Even though they have questions, what they need from friends and family is NOT ANSWERS. Those can only come from God. What people like me need is friends who will remind us of what we DO believe when the world will point out all the things we don’t, or aren’t sure of. We need loved ones who will remind us of our strengths when the rest of the world will point out our weaknesses. We don’t need to be lectured or preached to. I don’t think I’ve ever known anyone who searches the scriptures or studies the words of the prophets more diligently or more desperately than someone with doubts and questions. I testify that doubters and questioners are in the Lord’s hands, every step of the way. But He can’t save their souls without US.
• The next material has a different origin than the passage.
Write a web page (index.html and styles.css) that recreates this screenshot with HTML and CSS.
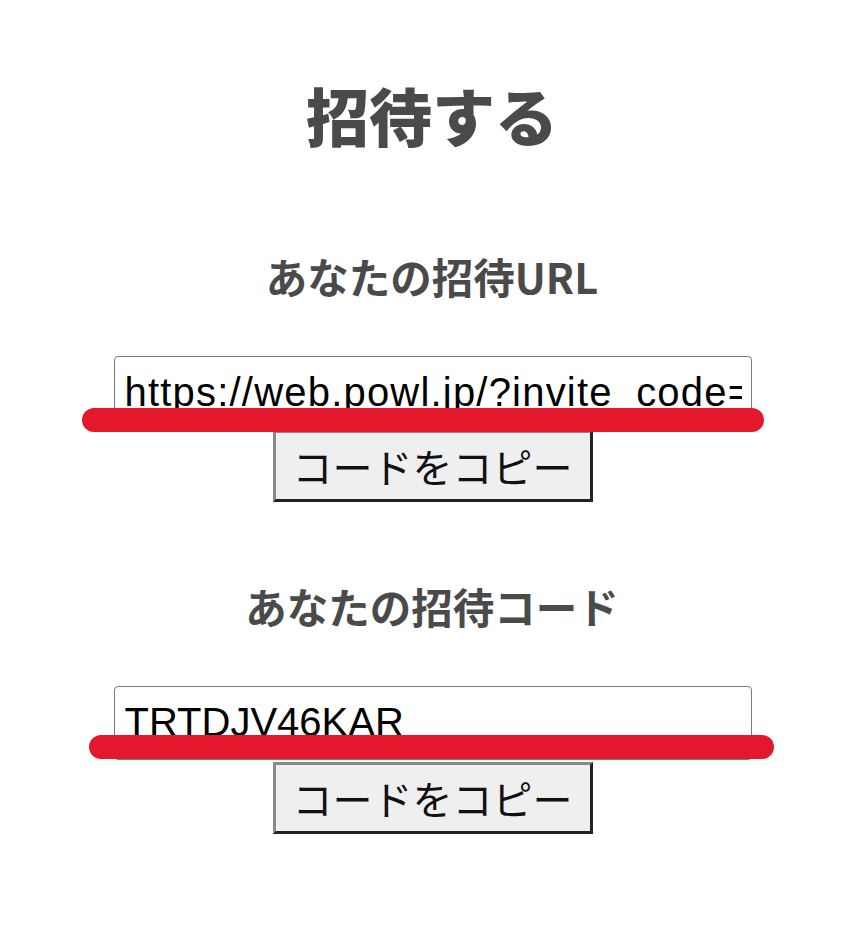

Brothers and sisters, we can save souls. Mine has been saved over and over by family, friends, and ward members who withheld judgement long enough just to love me and strengthen me. Who didn’t make sarcastic jokes or self-righteous judgements about my motivations or the reasons behind my faith crisis. Who didn’t talk disparagingly about other people like me who also ask questions, or speculate about their motivations. I relate more closely to them than I do anyone in this room. Anything you say about them, you say about me, whether I agree with them or not. I am bound to them by common experience and I feel their pain deeply and personally.
I am so grateful for my support system. It is the power of the atonement that healed my spiritual wounds, but it was the power of their love for me that kept me from giving up. For me, the hardest part hasn’t been the questions and doubts. I know that I can live with those and still stay faithful. The hardest part has been the fear, wondering if I could ever belong in this church again, wondering if anyone would still like me if they knew the pain I felt.
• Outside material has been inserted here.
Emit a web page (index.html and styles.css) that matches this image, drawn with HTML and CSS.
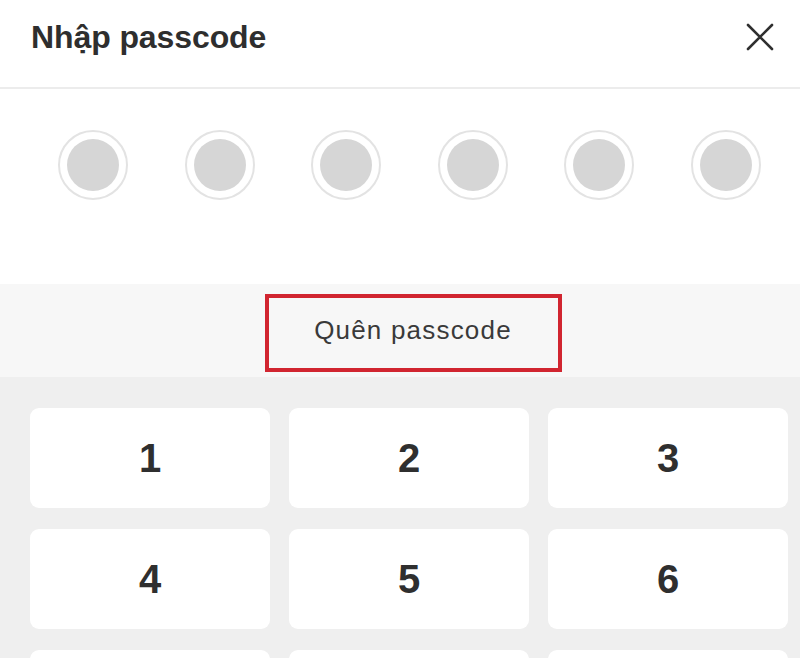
FILE: index.html
```html
<!DOCTYPE html>
<html lang="vi">
<head>
<meta charset="utf-8">
<title>Nhập passcode</title>
<link rel="stylesheet" href="styles.css">
</head>
<body>
<div class="screen">
  <header class="header">
    <h1 class="title">Nhập passcode</h1>
    <button class="close" aria-label="Đóng">
      <svg width="28" height="28" viewBox="0 0 28 28"><path d="M2 2 L26 26 M26 2 L2 26" stroke="#2f2f2f" stroke-width="2.6" stroke-linecap="round" fill="none"/></svg>
    </button>
  </header>
  <section class="dots">
    <span class="dot"><span class="fill"></span></span>
    <span class="dot"><span class="fill"></span></span>
    <span class="dot"><span class="fill"></span></span>
    <span class="dot"><span class="fill"></span></span>
    <span class="dot"><span class="fill"></span></span>
    <span class="dot"><span class="fill"></span></span>
  </section>
  <section class="forgot">
    <div class="forgot-box">Quên passcode</div>
  </section>
  <section class="keypad">
    <button class="key">1</button>
    <button class="key">2</button>
    <button class="key">3</button>
    <button class="key">4</button>
    <button class="key">5</button>
    <button class="key">6</button>
    <button class="key"></button>
    <button class="key"></button>
    <button class="key"></button>
  </section>
</div>
</body>
</html>
```

FILE: styles.css
```css
* { box-sizing: border-box; }
html, body { margin: 0; padding: 0; }
body {
  width: 800px;
  height: 658px;
  overflow: hidden;
  background: #ffffff;
  font-family: "Liberation Sans", Arial, sans-serif;
  color: #333333;
}
.screen { display: flex; flex-direction: column; height: 658px; overflow: hidden; }
.header {
  height: 89px;
  display: flex;
  align-items: center;
  justify-content: space-between;
  padding: 0 26px 0 31px;
  border-bottom: 2px solid #ececec;
  flex: none;
}
.title {
  margin: 0;
  font-size: 32px;
  font-weight: 700;
  color: #2e2e2e;
  letter-spacing: -0.1px;
  padding-bottom: 12px;
}
.close {
  border: 0;
  background: none;
  padding: 0;
  width: 28px;
  height: 28px;
  margin-bottom: 13px;
  display: flex;
}
.dots {
  height: 195px;
  flex: none;
  display: flex;
  justify-content: space-between;
  align-items: flex-start;
  padding: 41px 39px 0 58px;
}
.dot {
  width: 70px;
  height: 70px;
  border-radius: 50%;
  border: 2px solid #e3e3e3;
  display: flex;
  align-items: center;
  justify-content: center;
}
.fill {
  width: 52px;
  height: 52px;
  border-radius: 50%;
  background: #d6d6d6;
}
.forgot {
  height: 93px;
  flex: none;
  background: #f7f7f7;
  display: flex;
  align-items: center;
  justify-content: center;
  padding: 5px 0 0 26px;
}
.forgot-box {
  width: 297px;
  height: 78px;
  border: 4px solid #d12530;
  display: flex;
  align-items: center;
  justify-content: center;
  font-size: 26px;
  letter-spacing: 1.2px;
  color: #3a3a3a;
  padding-bottom: 6px;
}
.keypad {
  background: #efefef;
  display: grid;
  grid-template-columns: repeat(3, 240px);
  grid-auto-rows: 100px;
  column-gap: 19px;
  row-gap: 21px;
  padding: 31px 11px 0 30px;
  flex: 1;
  overflow: hidden;
}
.key {
  border: 0;
  background: #ffffff;
  border-radius: 9px;
  font-family: "Liberation Sans", Arial, sans-serif;
  font-size: 40px;
  font-weight: 700;
  color: #2f2f2f;
  padding: 0;
}
```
So I’ve felt prompted to stand today and plead with you, my brothers and sisters, for mercy and compassion on behalf of others like me who are recovering from spiritual surgery. Please don’t abandon them. Please mourn with them, please comfort and strengthen them. I have witnessed over and over that they WILL NOT WANDER as long as they feel they still have a safe place within their flock, even the ones with the deepest doubts and the most troubling questions. I know that most of them are too scared to talk about it openly and publicly like this. Most will just quietly give up and leave before you even know what they’re going through. So please be kind and compassionate. Please assume that everyone you meet is in serious trouble as Elder Eyring once said. Because most of the time, you’ll be right. Strengthen your testimony and the testimonies of those around you. Strengthen the bonds you share with those you love. It can mean the difference between spiritual safety and spiritual death.
I testify from my own experience and from powerful personal revelation that faith crisis is survivable and even beneficial, with the right support, and that our words and actions can have eternal ramifications, for good or for evil. I testify that it’s up to us to make our wards and families a safe place for the people who desperately need to feel the love of the Lord.